In light of the recent failures I though I would share my findings based on some AWS investigations I have carried out. There seems to have been a mind shift on how we provision and deploy infrastructures in the new Cloud world which has lead to some poor decisions being made.
With the increasing adoption of AWS to build and maintain applications and databases it is becoming commonplace to view a virtual server as a commodity that can be created and thrown away as required. Before AWS when servers where purchased as physical machines and hosted in dedicated datacentres or co-location suites every part of the hardware was investigated before going live to ensure there was no single point of failure
- Are the hard disk’s mirrored?
- Is there a separate power supply and is each power supply connected to a separate power sources
- How may NIC cards are there and are they connected to a different switch?
In the new world of AWS all that is needed is the press of a few buttons and a server appears with some storage attached to it. Very little thought is put into what happens when things fail, the common assumption is Amazon will take care of everything and if something fails we can always start a new instance.
What happens if you can’t start a new instance? In recent AWS failures there has been a rush to allocate new instances and Amazon has had to throttle requests to enable it to cope with the load.
22nd Oct 1:02 PM PDT We continue to work to resolve the issue affecting EBS volumes in a single availability zone in the US-EAST-1 region. The AWS Management Console for EC2 indicates which availability zone is impaired. EC2 instances and EBS volumes outside of this availability zone are operating normally. Customers can launch replacement instances in the unaffected availability zones but may experience elevated launch latencies or receive ResourceLimitExceeded errors on their API calls, which are being issued to manage load on the system during recovery.
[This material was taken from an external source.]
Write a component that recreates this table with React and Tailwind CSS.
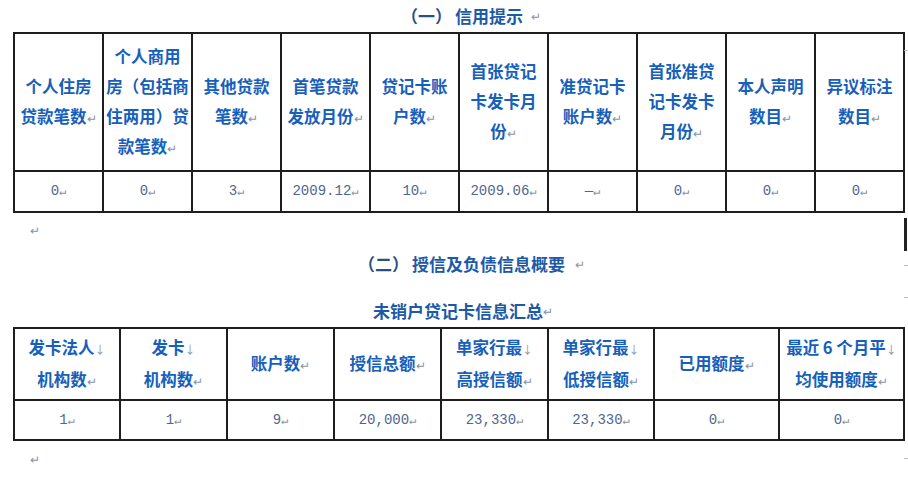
import React from "react";

const CJK = { fontFamily: '"Noto Sans CJK SC", "Noto Sans", sans-serif' };
const MONO = { fontFamily: '"Liberation Mono", "Noto Sans CJK SC", monospace' };

// 段落标记
function Mark({ className = "" }) {
  return <span className={`text-[12px] font-normal text-[#8a93a6] ${className}`}>↵</span>;
}

function Br() {
  return <span className="text-[11px] font-normal text-[#8a93a6]">↓</span>;
}

const creditHeads = [
  ["个人住房", "贷款笔数"],
  ["个人商用", "房（包括商", "住两用）贷", "款笔数"],
  ["其他贷款", "笔数"],
  ["首笔贷款", "发放月份"],
  ["贷记卡账", "户数"],
  ["首张贷记", "卡发卡月", "份"],
  ["准贷记卡", "账户数"],
  ["首张准贷", "记卡发卡", "月份"],
  ["本人声明", "数目"],
  ["异议标注", "数目"],
];
const creditVals = ["0", "0", "3", "2009.12", "10", "2009.06", "—", "0", "0", "0"];

const cardHeads = [
  { lines: ["发卡法人", "机构数"], w: "w-[106px]" },
  { lines: ["发卡", "机构数"], w: "w-[107px]" },
  { lines: ["账户数"], w: "w-[107px]" },
  { lines: ["授信总额"], w: "w-[107px]" },
  { lines: ["单家行最", "高授信额"], w: "w-[107px]" },
  { lines: ["单家行最", "低授信额"], w: "w-[106px]" },
  { lines: ["已用额度"], w: "w-[125px]" },
  { lines: ["最近 6 个月平", "均使用额度"], w: "w-[125px]" },
];
const cardVals = ["1", "1", "9", "20,000", "23,330", "23,330", "0", "0"];

function HeadCell({ lines, w, arrow }) {
  return (
    <th className={`${w} border-2 border-[#1e1e1e] px-[1px] align-middle text-center text-[16.5px] font-bold leading-[30px] text-[#1660bb]`} style={CJK}>
      {lines.map((l, i) => (
        <div key={i} className="whitespace-nowrap">
          {l}
          {i === lines.length - 1 ? <Mark /> : arrow ? <Br /> : null}
        </div>
      ))}
    </th>
  );
}

function ValCell({ v }) {
  return (
    <td className="border-2 border-[#1e1e1e] text-center align-middle text-[14px] text-[#4f6690]" style={MONO}>
      {v}
      <Mark />
    </td>
  );
}

export default function App() {
  return (
    <div className="relative w-[908px] h-[484px] overflow-hidden bg-white" style={CJK}>
      {/* (一) 信用提示 */}
      <div className="h-[32px] flex items-center pl-[401px] text-[17px] font-bold text-[#1c5aa8]">
        <span className="text-[#2a4f86]">（一）</span>
        <span className="ml-[3px]">信用提示</span>
        <Mark className="ml-[8px]" />
      </div>

      <table className="ml-[13px] w-[890px] border-collapse table-fixed">
        <tbody>
          <tr className="h-[138px]">
            {creditHeads.map((h, i) => (
              <HeadCell key={i} lines={h} w="w-[89px]" />
            ))}
          </tr>
          <tr className="h-[41px]">
            {creditVals.map((v, i) => (
              <ValCell key={i} v={v} />
            ))}
          </tr>
        </tbody>
      </table>

      <div className="h-[34px] flex items-center pl-[30px]">
        <Mark />
      </div>

      {/* (二) 授信及负债信息概要 */}
      <div className="h-[34px] flex items-center pl-[358px] text-[17px] font-bold text-[#1c5aa8]">
        <span className="text-[#2a4f86]">（二）</span>
        <span className="ml-[3px]">授信及负债信息概要</span>
        <Mark className="ml-[10px]" />
      </div>

      <div className="h-[46px] flex items-end pb-[5px] pl-[373px] text-[17px] font-bold leading-[22px] text-[#1c5aa8]">
        未销户贷记卡信息汇总
        <Mark />
      </div>

      <table className="ml-[13px] w-[890px] border-collapse table-fixed">
        <tbody>
          <tr className="h-[72px]">
            {cardHeads.map((h, i) => (
              <HeadCell key={i} lines={h.lines} w={h.w} arrow />
            ))}
          </tr>
          <tr className="h-[40px]">
            {cardVals.map((v, i) => (
              <ValCell key={i} v={v} />
            ))}
          </tr>
        </tbody>
      </table>

      <div className="h-[36px] flex items-center pl-[30px]">
        <Mark />
      </div>

      {/* 右侧边缘的标记 */}
      <div className="absolute right-[1px] top-[218px] h-[33px] w-[3px] bg-[#222]" />
      <div className="absolute right-0 top-[50px] h-[1px] w-[4px] bg-[#bbb]" />
      <div className="absolute right-0 top-[265px] h-[1px] w-[4px] bg-[#bbb]" />
      <div className="absolute right-0 top-[297px] h-[1px] w-[4px] bg-[#bbb]" />
      <div className="absolute right-0 top-[458px] h-[1px] w-[4px] bg-[#bbb]" />
    </div>
  );
}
Customers receiving this error can retry failed requests.
(from the AWS status page)
I’m using Multi-AZ RDS that will keep my data available.
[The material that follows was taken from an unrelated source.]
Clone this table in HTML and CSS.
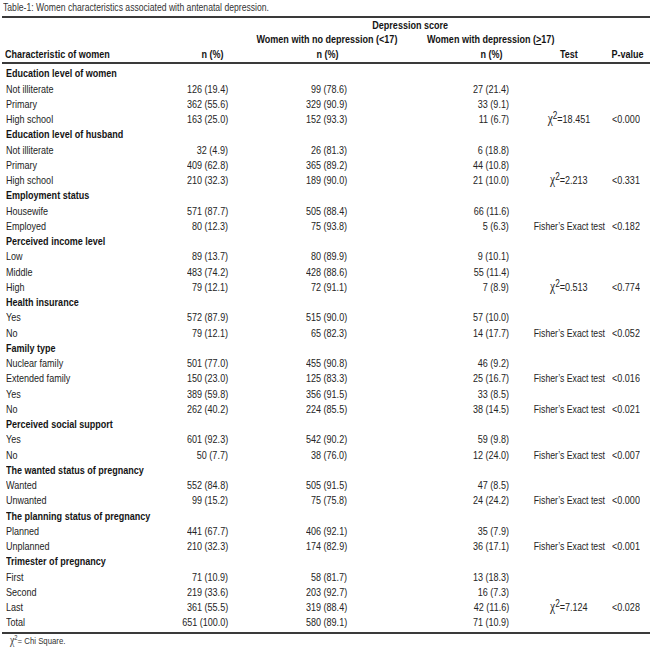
FILE: index.html
```html
<!DOCTYPE html>
<html lang="en">
<head>
<meta charset="utf-8">
<title>Table-1</title>
<link rel="stylesheet" href="styles.css">
</head>
<body>
<div class="caption"><span class="s">Table-1: Women characteristics associated with antenatal depression.</span></div>
<table class="tbl">
  <colgroup>
    <col class="w0"><col class="w1"><col class="w2"><col class="w3"><col class="w4"><col class="w5">
  </colgroup>
  <thead>
    <tr class="hr1">
      <th></th><th></th>
      <th colspan="2" class="h-dep"><span class="s">Depression score</span></th>
      <th></th><th></th>
    </tr>
    <tr class="hr2">
      <th></th><th></th>
      <th class="h-c2"><span class="s wide">Women with no depression (&lt;17)</span></th>
      <th class="h-c3"><span class="s wide">Women with depression (<span class="ge">&gt;</span>17)</span></th>
      <th></th><th></th>
    </tr>
    <tr class="hr3">
      <th class="h-lab"><span class="s">Characteristic of women</span></th>
      <th class="h-c1"><span class="s">n (%)</span></th>
      <th class="h-c2"><span class="s">n (%)</span></th>
      <th class="h-c3"><span class="s">n (%)</span></th>
      <th class="h-t"><span class="s">Test</span></th>
      <th class="h-p"><span class="s">P-value</span></th>
    </tr>
  </thead>
  <tbody>
    <tr class="cat first"><td colspan="6"><span class="s">Education level of women</span></td></tr>
    <tr><td class="lab"><span class="s">Not illiterate</span></td><td class="c1"><span class="s">126 (19.4)</span></td><td class="c2"><span class="s">99 (78.6)</span></td><td class="c3"><span class="s">27 (21.4)</span></td><td class="t"></td><td class="p"></td></tr>
    <tr><td class="lab"><span class="s">Primary</span></td><td class="c1"><span class="s">362 (55.6)</span></td><td class="c2"><span class="s">329 (90.9)</span></td><td class="c3"><span class="s">33 (9.1)</span></td><td class="t"></td><td class="p"></td></tr>
    <tr><td class="lab"><span class="s">High school</span></td><td class="c1"><span class="s">163 (25.0)</span></td><td class="c2"><span class="s">152 (93.3)</span></td><td class="c3"><span class="s">11 (6.7)</span></td><td class="t"><span class="s"><span class="chi">χ</span><sup>2</sup>=18.451</span></td><td class="p"><span class="s">&lt;0.000</span></td></tr>

    <tr class="cat"><td colspan="6"><span class="s">Education level of husband</span></td></tr>
    <tr><td class="lab"><span class="s">Not illiterate</span></td><td class="c1"><span class="s">32 (4.9)</span></td><td class="c2"><span class="s">26 (81.3)</span></td><td class="c3"><span class="s">6 (18.8)</span></td><td class="t"></td><td class="p"></td></tr>
    <tr><td class="lab"><span class="s">Primary</span></td><td class="c1"><span class="s">409 (62.8)</span></td><td class="c2"><span class="s">365 (89.2)</span></td><td class="c3"><span class="s">44 (10.8)</span></td><td class="t"></td><td class="p"></td></tr>
    <tr><td class="lab"><span class="s">High school</span></td><td class="c1"><span class="s">210 (32.3)</span></td><td class="c2"><span class="s">189 (90.0)</span></td><td class="c3"><span class="s">21 (10.0)</span></td><td class="t"><span class="s"><span class="chi">χ</span><sup>2</sup>=2.213</span></td><td class="p"><span class="s">&lt;0.331</span></td></tr>

    <tr class="cat"><td colspan="6"><span class="s">Employment status</span></td></tr>
    <tr><td class="lab"><span class="s">Housewife</span></td><td class="c1"><span class="s">571 (87.7)</span></td><td class="c2"><span class="s">505 (88.4)</span></td><td class="c3"><span class="s">66 (11.6)</span></td><td class="t"></td><td class="p"></td></tr>
    <tr><td class="lab"><span class="s">Employed</span></td><td class="c1"><span class="s">80 (12.3)</span></td><td class="c2"><span class="s">75 (93.8)</span></td><td class="c3"><span class="s">5 (6.3)</span></td><td class="t"><span class="s fx">Fisher’s Exact test</span></td><td class="p"><span class="s">&lt;0.182</span></td></tr>

    <tr class="cat"><td colspan="6"><span class="s">Perceived income level</span></td></tr>
    <tr><td class="lab"><span class="s">Low</span></td><td class="c1"><span class="s">89 (13.7)</span></td><td class="c2"><span class="s">80 (89.9)</span></td><td class="c3"><span class="s">9 (10.1)</span></td><td class="t"></td><td class="p"></td></tr>
    <tr><td class="lab"><span class="s">Middle</span></td><td class="c1"><span class="s">483 (74.2)</span></td><td class="c2"><span class="s">428 (88.6)</span></td><td class="c3"><span class="s">55 (11.4)</span></td><td class="t"></td><td class="p"></td></tr>
    <tr><td class="lab"><span class="s">High</span></td><td class="c1"><span class="s">79 (12.1)</span></td><td class="c2"><span class="s">72 (91.1)</span></td><td class="c3"><span class="s">7 (8.9)</span></td><td class="t"><span class="s"><span class="chi">χ</span><sup>2</sup>=0.513</span></td><td class="p"><span class="s">&lt;0.774</span></td></tr>

    <tr class="cat"><td colspan="6"><span class="s">Health insurance</span></td></tr>
    <tr><td class="lab"><span class="s">Yes</span></td><td class="c1"><span class="s">572 (87.9)</span></td><td class="c2"><span class="s">515 (90.0)</span></td><td class="c3"><span class="s">57 (10.0)</span></td><td class="t"></td><td class="p"></td></tr>
    <tr><td class="lab"><span class="s">No</span></td><td class="c1"><span class="s">79 (12.1)</span></td><td class="c2"><span class="s">65 (82.3)</span></td><td class="c3"><span class="s">14 (17.7)</span></td><td class="t"><span class="s fx">Fisher’s Exact test</span></td><td class="p"><span class="s">&lt;0.052</span></td></tr>

    <tr class="cat"><td colspan="6"><span class="s">Family type</span></td></tr>
    <tr><td class="lab"><span class="s">Nuclear family</span></td><td class="c1"><span class="s">501 (77.0)</span></td><td class="c2"><span class="s">455 (90.8)</span></td><td class="c3"><span class="s">46 (9.2)</span></td><td class="t"></td><td class="p"></td></tr>
    <tr><td class="lab"><span class="s">Extended family</span></td><td class="c1"><span class="s">150 (23.0)</span></td><td class="c2"><span class="s">125 (83.3)</span></td><td class="c3"><span class="s">25 (16.7)</span></td><td class="t"><span class="s fx">Fisher’s Exact test</span></td><td class="p"><span class="s">&lt;0.016</span></td></tr>
    <tr><td class="lab"><span class="s">Yes</span></td><td class="c1"><span class="s">389 (59.8)</span></td><td class="c2"><span class="s">356 (91.5)</span></td><td class="c3"><span class="s">33 (8.5)</span></td><td class="t"></td><td class="p"></td></tr>
    <tr><td class="lab"><span class="s">No</span></td><td class="c1"><span class="s">262 (40.2)</span></td><td class="c2"><span class="s">224 (85.5)</span></td><td class="c3"><span class="s">38 (14.5)</span></td><td class="t"><span class="s fx">Fisher’s Exact test</span></td><td class="p"><span class="s">&lt;0.021</span></td></tr>

    <tr class="cat"><td colspan="6"><span class="s">Perceived social support</span></td></tr>
    <tr><td class="lab"><span class="s">Yes</span></td><td class="c1"><span class="s">601 (92.3)</span></td><td class="c2"><span class="s">542 (90.2)</span></td><td class="c3"><span class="s">59 (9.8)</span></td><td class="t"></td><td class="p"></td></tr>
    <tr><td class="lab"><span class="s">No</span></td><td class="c1"><span class="s">50 (7.7)</span></td><td class="c2"><span class="s">38 (76.0)</span></td><td class="c3"><span class="s">12 (24.0)</span></td><td class="t"><span class="s fx">Fisher’s Exact test</span></td><td class="p"><span class="s">&lt;0.007</span></td></tr>

    <tr class="cat"><td colspan="6"><span class="s">The wanted status of pregnancy</span></td></tr>
    <tr><td class="lab"><span class="s">Wanted</span></td><td class="c1"><span class="s">552 (84.8)</span></td><td class="c2"><span class="s">505 (91.5)</span></td><td class="c3"><span class="s">47 (8.5)</span></td><td class="t"></td><td class="p"></td></tr>
    <tr><td class="lab"><span class="s">Unwanted</span></td><td class="c1"><span class="s">99 (15.2)</span></td><td class="c2"><span class="s">75 (75.8)</span></td><td class="c3"><span class="s">24 (24.2)</span></td><td class="t"><span class="s fx">Fisher’s Exact test</span></td><td class="p"><span class="s">&lt;0.000</span></td></tr>

    <tr class="cat"><td colspan="6"><span class="s">The planning status of pregnancy</span></td></tr>
    <tr><td class="lab"><span class="s">Planned</span></td><td class="c1"><span class="s">441 (67.7)</span></td><td class="c2"><span class="s">406 (92.1)</span></td><td class="c3"><span class="s">35 (7.9)</span></td><td class="t"></td><td class="p"></td></tr>
    <tr><td class="lab"><span class="s">Unplanned</span></td><td class="c1"><span class="s">210 (32.3)</span></td><td class="c2"><span class="s">174 (82.9)</span></td><td class="c3"><span class="s">36 (17.1)</span></td><td class="t"><span class="s fx">Fisher’s Exact test</span></td><td class="p"><span class="s">&lt;0.001</span></td></tr>

    <tr class="cat"><td colspan="6"><span class="s">Trimester of pregnancy</span></td></tr>
    <tr><td class="lab"><span class="s">First</span></td><td class="c1"><span class="s">71 (10.9)</span></td><td class="c2"><span class="s">58 (81.7)</span></td><td class="c3"><span class="s">13 (18.3)</span></td><td class="t"></td><td class="p"></td></tr>
    <tr><td class="lab"><span class="s">Second</span></td><td class="c1"><span class="s">219 (33.6)</span></td><td class="c2"><span class="s">203 (92.7)</span></td><td class="c3"><span class="s">16 (7.3)</span></td><td class="t"></td><td class="p"></td></tr>
    <tr><td class="lab"><span class="s">Last</span></td><td class="c1"><span class="s">361 (55.5)</span></td><td class="c2"><span class="s">319 (88.4)</span></td><td class="c3"><span class="s">42 (11.6)</span></td><td class="t"><span class="s"><span class="chi">χ</span><sup>2</sup>=7.124</span></td><td class="p"><span class="s">&lt;0.028</span></td></tr>
    <tr class="last"><td class="lab"><span class="s">Total</span></td><td class="c1"><span class="s">651 (100.0)</span></td><td class="c2"><span class="s">580 (89.1)</span></td><td class="c3"><span class="s">71 (10.9)</span></td><td class="t"></td><td class="p"></td></tr>
  </tbody>
</table>
<div class="foot"><span class="s"><span class="chi">χ</span><sup>2</sup>= Chi Square.</span></div>
</body>
</html>
```
FILE: styles.css
```css
html, body {
  margin: 0;
  padding: 0;
  background: #ffffff;
}
body {
  font-family: "Liberation Sans", Arial, sans-serif;
  font-size: 11px;
  color: #242424;
}
/* narrow face: the Arial-metric sans drawn at Arial Narrow width */
.s {
  display: inline-block;
  white-space: nowrap;
  transform: scaleX(0.82);
  transform-origin: center center;
}
.caption .s,
.foot .s,
.lab .s,
.cat .s,
.h-lab .s { transform-origin: left center; }
.c1 .s,
.c2 .s,
.c3 .s { transform-origin: right center; }

.caption {
  height: 14px;
  line-height: 14px;
  font-size: 10.5px;
  padding-left: 3px;
  white-space: nowrap;
  color: #333;
}
.tbl {
  border-collapse: collapse;
  table-layout: fixed;
  width: 648px;
  margin: 2px 0 0 2px;
  border-top: 2px solid #3a3a3a;
  border-bottom: 2px solid #3a3a3a;
}
.w0 { width: 163px; }
.w1 { width: 100px; }
.w2 { width: 155px; }
.w3 { width: 110px; }
.w4 { width: 78px; }
.w5 { width: 42px; }

.tbl th {
  padding: 0;
  font-weight: bold;
  color: #141414;
  white-space: nowrap;
}
.hr1 th { height: 14px; line-height: 14px; }
.hr2 th { height: 15px; line-height: 15px; }
.hr3 th { height: 15px; line-height: 15px; border-bottom: 2px solid #3a3a3a; }

.h-dep { text-align: center; padding-left: 25px !important; }
.h-lab { text-align: left; padding-left: 3px !important; }
.h-c1 { text-align: center; padding-right: 6px !important; }
.h-c2 { text-align: center; padding-right: 31px !important; }
.h-c3 { text-align: center; padding-left: 32px !important; }
.h-t { text-align: center; }
.h-p { text-align: center; padding-right: 7px !important; }

.wide { margin: 0 -45px; }
.fx {
  font-size: 10.6px;
  margin: 0 -20px;
}
.ge {
  text-decoration: underline;
  text-underline-offset: 1px;
}

.tbl td {
  padding: 0;
  height: 15.25px;
  line-height: 15.25px;
  white-space: nowrap;
}
.first td { padding-top: 2.4px; }
.last td { padding-bottom: 1.5px; }
.cat td {
  font-weight: bold;
  color: #141414;
  padding-left: 4px;
}
.lab { padding-left: 4px !important; }
.c1 { text-align: right; padding-right: 37px !important; }
.c2 { text-align: right; padding-right: 73px !important; }
.c3 { text-align: right; padding-right: 21px !important; }
.t { text-align: center; }
.p { text-align: center; padding-right: 7px !important; }

.chi {
  font-family: "Liberation Serif", "DejaVu Serif", serif;
  font-size: 14px;
  line-height: 0;
}
sup {
  font-size: 10px;
  line-height: 0;
  vertical-align: 4px;
}
.foot {
  padding-left: 10px;
  font-size: 9.5px;
  line-height: 14px;
  height: 14px;
  white-space: nowrap;
  color: #333;
}
.foot .chi { font-size: 12px; }
.foot sup { font-size: 7px; vertical-align: 4px; }
```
Multi-AZ RDS instances are within the same Amazon region. A failure of a region could affect both the primary and backup instances of your data. If the backup instance is available a failover to it can take a least 3 minutes possibly a lot long depending on the time taken to perform a crash recovery on the data. If this failover is part of a large outage this crash recovery could take longer than you expect because of high loads with other instances failing over.
I’m snapshotting the EBS volumes so I will be able to recreate the databases from that?
EBS snapshots are stored in EBS, in both of the recent big outages EBS failures have been one of the main root causes. Your backup may not be there when you are need it and if it is you may not be able to create a new volume from it because of EBS load or problems.
I’ve got replication Slaves in other regions I can fail over to those
Manually failing over to slaves is a complex process. Depending on your replication topology you could have slaves with different numbers of transactions application to them. Before you can allow your application to start again you need to complete the following
- Ensure all the remaining slaves are in a consistent point. Find the slave with the highest number of transactions applied to it and manually apply missing transactions to the remaining slaves until the are all consistent
- Manually reconfigure the replication topology and ensure transactions are flowing down to all the slaves
- Manually reconfigure your application to point to the new master.
While doing this your application is down. The length of time to do this will depend on the amount of data involved and the complexity of your replication topology.
What solutions exist to help
Obviously I’m biased toward Continuent Tungsten as they pay my wages but the reason I work for them is because I believe it is one of the best solutions available and it works. There are others out there MHA, Galera etc which I have used but I believe simple managed Async-replication is at the moment the best solution.